Published On
November 2, 2016

With the end of the year fast approaching, it’s easy to get side-tracked when it comes to getting your financial planning in order. Don’t miss these six tax deadlines which you must complete before December 31st:

1. Deadline to Convert to a Roth IRA

Current tax law allows all investors to convert to a Roth IRA from existing retirement accounts. A Roth IRA provides tax-free growth and income in retirement. In addition, if you have after-tax dollars in your retirement plan, you may be able to convert to a Roth IRA completely tax-free.

By ensuring you have not only tax-deferred but also tax-free savings in the form of a Roth IRA, you’ll be tackling one of the most important topics in financial planning, tax diversification. By having your money multiple “pools” (In the United States this would be taxable, tax-deferred and tax-free), you give yourself the flexibility to withdraw funds from the most advantageous sources in retirement depending on your other sources of income and current tax laws at the time.

2. Deadline for Establishing a Qualified Retirement Plan

A qualified retirement plan is described in Section 401(a) of the Tax Code. The most common types of qualified plans are profit sharing plans and defined benefit plans. Usually, your contributions are not taxed until you withdraw money from your plan. Most retirement plans you obtain through your company are qualified plans.

3. Last Day to Sell Securities to Realize a Gain or Loss

Consider selling investments that have lost value, since it can be a useful tax reduction strategy. This strategy, called tax loss harvesting, can help reduce taxes on capital gains from profitable investments. We recommend that you simultaneously purchase a similar investment to keep the integrity of your portfolio.

For example, say an investor has $40,000 in a mutual fund that he paid $50,000 for has an unrealized loss of $10,000. By actually selling his position he realizes the loss of $10,000. This can be used to offset other gains in taxable accounts, or even reduce taxes if there is no gain elsewhere. Up to $3,000 per year can be used to offset “ordinary income” which includes income from wages, withdrawals from tax-deferred accounts and other sources. The investor could use $3,000 for three years in a row, and $1,000 in his final year, eventually using the entire $10,000 loss (hypothetical example).

4. Last Day to Complete Charitable Contributions

Your charitable contributions could have huge tax benefits for you, but you must complete your contributions before December 31st.

There are several ways to gift to a charity that may benefit you from a tax standpoint. First, let’s establish that for the purposes of this discussion a charity is a 501c3 organization that is qualified to receive tax-deductible contributions.

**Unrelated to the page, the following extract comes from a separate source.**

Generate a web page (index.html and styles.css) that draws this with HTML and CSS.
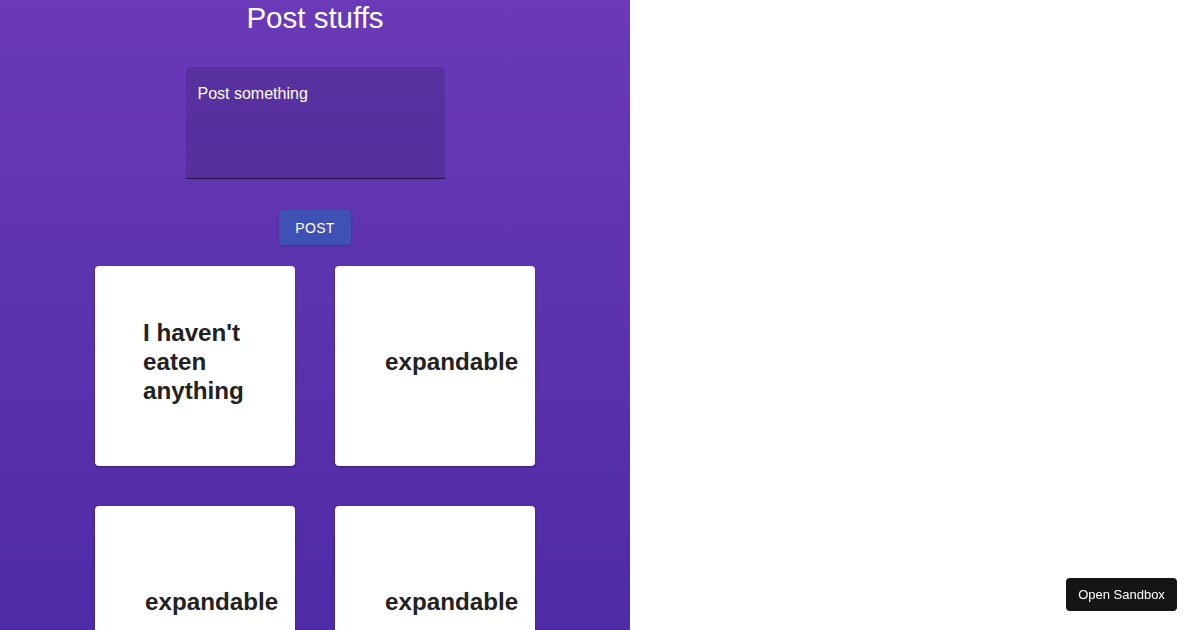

Gifts to private individuals or other entities that are not 501c3 organizations are not eligible even if the intent is charitable.

The gifts themselves can be in the form of cash or other assets such as stocks or real estate. The one asset you’re generally not going to be able to write off is the value of your own time when volunteering, although you may be able to write off expenses associated with charitable activities. Once you’ve determined your charity of choice and what asset (or amount of cash) you’d like to give, make sure you get a receipt for the gift.

Do your research beforehand regarding your own tax situation. Your charitable gift may not actually lower your tax bill if your total itemized deductions including charitable gifts are still lower than the standard deduction.

5. Deadline to Withdraw Required Minimum Distributions from an IRA

Make sure you take any required minimum distributions (RMDs) from your IRA, 401(k) or employer-sponsored plan if you have reached age 70½. If you neglect to take your RMD, you could face a 50% penalty on the amount of RMD not withdrawn.

6. Deadline to Open an Individual 401(k) for a Small Business

A Solo 401k can be an excellent option for business owners without employees or those whose business has no additional employees other than their spouse.

Generally, the plan must be set up by the end of the fiscal year for the business, usually, December 31st, although certain types of contributions may be made by the tax filing deadline (April 15th in most cases) or extended deadline.

Your employee contribution limit will be the same as those contributing to a regular 401k although you can also contribute additional amounts that are considered contributions of the company.